4.  The most important contribution to vocational education the elementary schools can make consists in getting the children through the course fast enough so that two or three years before the end of the compulsory attendance period they will enter an intermediate or vocational school where some kind of industrial training is possible.

5.  The survey recommends the establishment of a general industrial course in the junior high school, made up chiefly of instruction in the applications of mathematics, drawing, physics, and chemistry to the commoner industrial processes.  The course should also include the study of economic and working conditions in the principal industrial occupations.

6.  One or two vocational schools equipped to offer specialized trade training for boys and girls between the ages of 14 and 17 are needed.  At present a gap of from one to two years exists between the end of the compulsory attendance period and the entrance age in practically all the skilled trades, which could well be employed in direct preparation for trade work.  Such schools would relieve the first and second year classes of the technical high schools of many pupils these schools do not want and cannot adequately provide for.  General as well as special courses should be offered, although pupils should be encouraged to select a particular occupation and devote at least one year to intensive preparation for it.

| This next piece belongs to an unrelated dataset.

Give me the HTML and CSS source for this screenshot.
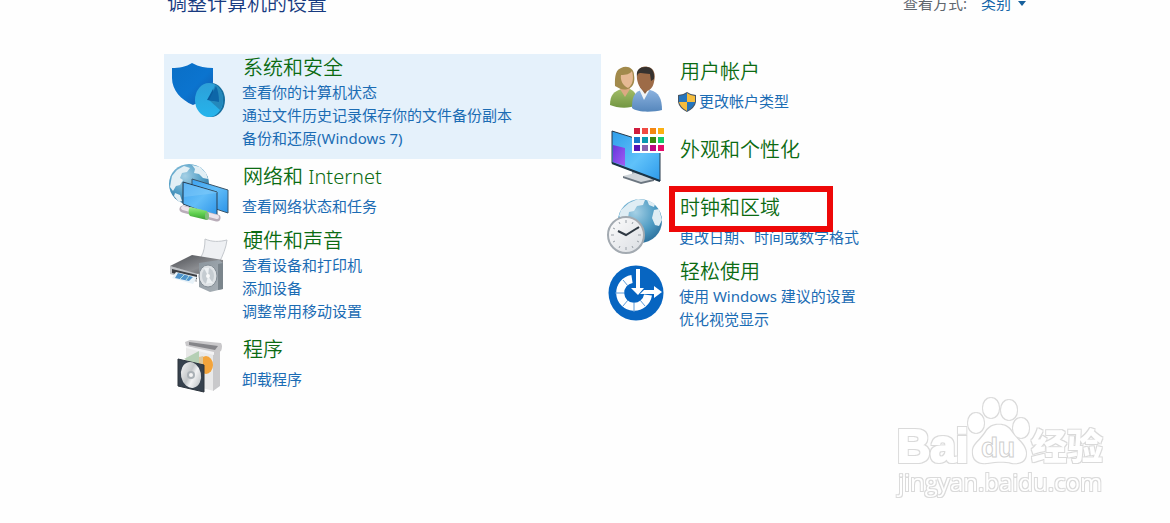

7.  The survey favors the extension of the compulsory attendance period for boys to the age of 16.  The industries of Cleveland have little or nothing worth while to offer boys below this age.

8.  The best form of trade-extension training is that provided in a few establishments which maintain apprentice schools in their plants.  This plan is feasible only in large establishments.  It will never take care of more than a small proportion of the young workers who need supplementary technical training.

9.  Plans for trade-extension training of apprentices depending on the cooeperation of employers have met with slight success.  The principle difficulty is that the sacrifices they involve are borne by a relatively small number of employers while the benefits are reaped by the industry in general.  Either the industry as a whole or the community should bear the cost of such training.

10.  The vocational interests of young workers and the social interests of the community demand the establishment of a system of continuation training for all young people in employment, up to the age of 18 years.  The classes should be held during working hours and attendance should be compulsory.